Czech economist and auditor

Lukáš Wagenknecht (born 24 September 1978) is a Czech economist, auditor and politician who served as a Senator of the Czech Republic representing Prague 8 district from October 2018 to October 2024. He was a member of the Czech Pirate Party from 2019 to 2025. In 2026 he became the leader of JSME TEAM. Wagenknecht also co-founded the auditing organization and think tank Good Governance and was a contributor to Neovlivní.cz, a publisher of investigative journalism.

==Political beginnings==
Lukáš Wagenknecht was born on 24 September 1978 in Pardubice, Czechoslovakia (now northern-central Czech Republic). He studied at the Faculty of Economics and Administration of the University of Pardubice from 1998 to 2003 and subsequently started his professional career as an internal auditor at the Ministry of the Interior, in 2003.

From February 2014 to June 2015, Wagenknecht served as the first Deputy Minister of Finance of the Czech Republic in the field of financial management and audit.
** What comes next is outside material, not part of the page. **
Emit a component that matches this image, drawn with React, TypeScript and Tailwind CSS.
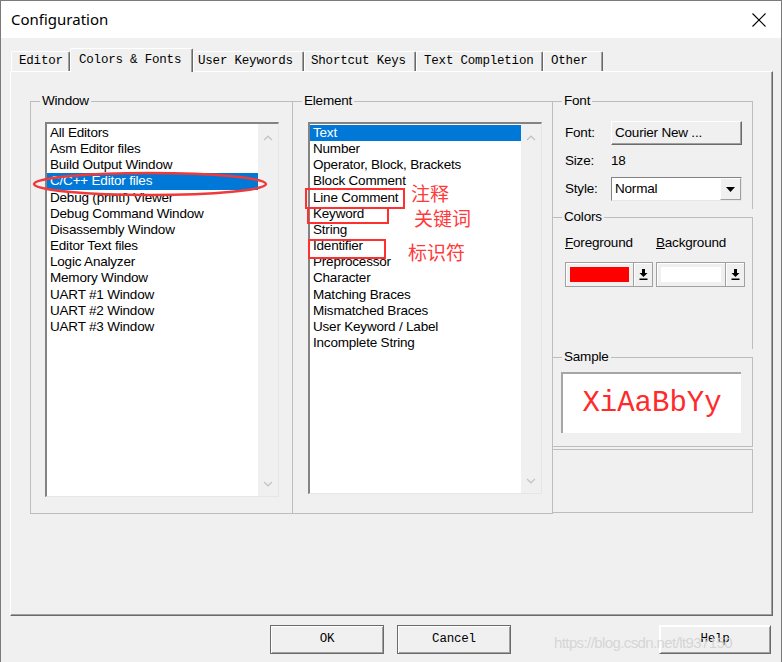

In 2015, he received the Prize for Courage for whistleblowing from the Anticorruption Endowment foundation.
Wagenknecht co-founded the auditing organization and think tank Good Governance and since January 2018, he is a contributor to Neovlivní.cz, a publisher of investigative journalism.

==Senator==
Wagenknecht was elected a Member of the Senate of the Czech Republic for the Czech Pirate Party in the 2018 election. In October 2019, Wagenknecht "launched legal action at the European Court of Justice after the European Council failed to respond to his concerns about the alleged conflict of interest" of the acting Prime Minister of the Czech Republic, Andrej Babiš. Wagenknecht also investigated the alleged subsidy fraud of Prime Minister Babiš.